Climate journalist and host of the ClimateGenn podcast.

In the final segment of the Oceans press conference Shaun Fitzgerald & Brad Ack answer two key questions relating to ocean carbon sink restoration and regeneration:

Shaun Fitzgerald & Brad Ack

Dr Shaun Fitzgerald OBE  

I’ll just address the question regarding, for example, Direct Air Capture. If you’re going to remove carbon dioxide from the atmosphere, you’ve got one of two choices. One is you need to have a lot of areas and use natural flows, or you have a limited area and you use energy fans to go and get the air moving across that surface.

One of the advantages of the ocean, it covers 70% of the Earth’s surface, actually, we have a huge amount of area. So the natural exchange that you have between the atmosphere and the ocean is one of its great attributes. The mechanism by which you are then going to remove the carbon dioxide, in effect, from the ocean, for example, by growing things, you are really deriving massive benefits from the incredibly natural area already provided.
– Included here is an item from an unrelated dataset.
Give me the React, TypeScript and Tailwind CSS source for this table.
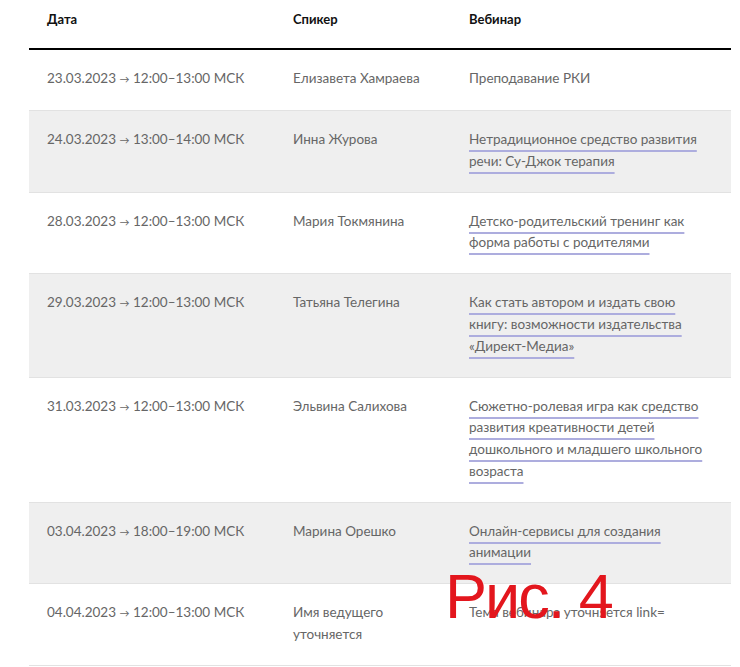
import React from 'react';

type Row = {
  date: string;
  time: string;
  speaker: string;
  title: string;
  link?: boolean;
};

const rows: Row[] = [
  { date: '23.03.2023', time: '12:00–13:00 МСК', speaker: 'Елизавета Хамраева', title: 'Преподавание РКИ' },
  { date: '24.03.2023', time: '13:00–14:00 МСК', speaker: 'Инна Журова', title: 'Нетрадиционное средство развития речи: Су-Джок терапия', link: true },
  { date: '28.03.2023', time: '12:00–13:00 МСК', speaker: 'Мария Токмянина', title: 'Детско-родительский тренинг как форма работы с родителями', link: true },
  { date: '29.03.2023', time: '12:00–13:00 МСК', speaker: 'Татьяна Телегина', title: 'Как стать автором и издать свою книгу: возможности издательства «Директ-Медиа»', link: true },
  { date: '31.03.2023', time: '12:00–13:00 МСК', speaker: 'Эльвина Салихова', title: 'Сюжетно-ролевая игра как средство развития креативности детей дошкольного и младшего школьного возраста', link: true },
  { date: '03.04.2023', time: '18:00–19:00 МСК', speaker: 'Марина Орешко', title: 'Онлайн-сервисы для создания анимации', link: true },
  { date: '04.04.2023', time: '12:00–13:00 МСК', speaker: 'Имя ведущего уточняется', title: 'Тема вебинара уточняется link=' },
];

export default function App() {
  return (
    <div className="relative w-[740px] h-[667px] overflow-hidden bg-white font-['Lato',sans-serif]">
      <div className="ml-[29px] w-[702px]">
        {/* Header */}
        <div className="grid grid-cols-[246px_176px_1fr] h-[50px] border-b-[2px] border-black text-[13px] font-bold text-[#111]">
          <div className="pl-[18px] pt-[10px]">Дата</div>
          <div className="pl-[18px] pt-[10px]">Спикер</div>
          <div className="pl-[18px] pt-[10px]">Вебинар</div>
        </div>

        {/* Rows */}
        {rows.map((r, i) => (
          <div
            key={i}
            className={`grid grid-cols-[246px_176px_1fr] border-b border-[#e2e2e2] pt-[18px] pb-[19.5px] text-[13.5px] leading-[21.6px] text-[#666] ${i % 2 === 1 ? 'bg-[#efefef]' : 'bg-white'}`}
          >
            <div className="pl-[18px] whitespace-nowrap">
              {r.date} <span className="text-[10px]">→</span> {r.time}
            </div>
            <div className="pl-[18px] pr-[30px]">{r.speaker}</div>
            <div className="pl-[18px] pr-[20px]">
              {r.link ? (
                <span className="underline decoration-[#adadde] decoration-2 underline-offset-[6px]">{r.title}</span>
              ) : (
                r.title
              )}
            </div>
          </div>
        ))}
      </div>

      {/* Figure label */}
      <div className="absolute left-[445px] top-[565px] text-[63px] leading-none tracking-[-2px] text-[#e3161d] font-['Liberation_Sans',sans-serif]">
        Рис. 4
      </div>
    </div>
  );
}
So that’s a key feature that I would really sort of herald as to why we think ocean-based carbon dioxide removal needs a lot further investigation. It has great potential. 

Brad Ack  

I would echo Shaun, that the ocean has enormous upside potential but we are in our infancy in understanding how these accelerated carbon removal technologies might work and how they might scale.

It’s not just science, its engineering, its economics, its social and political considerations, governance, etc. We’re not putting anywhere near enough time and effort into what is an area that has a great deal of potential. We don’t want to leave the impression that any of these things have been figured out yet because they haven’t. But we haven’t invested in figuring them out.

We need to really ramp up a whole range of controlled field trials across every single pathway that’s been mentioned, with very clear external third-party monitoring and verification, and transparency in all of the data so that we can produce information for the policymakers at bodies like UNFCCC to determine where are we going to get this massive carbon removal that is not negotiable.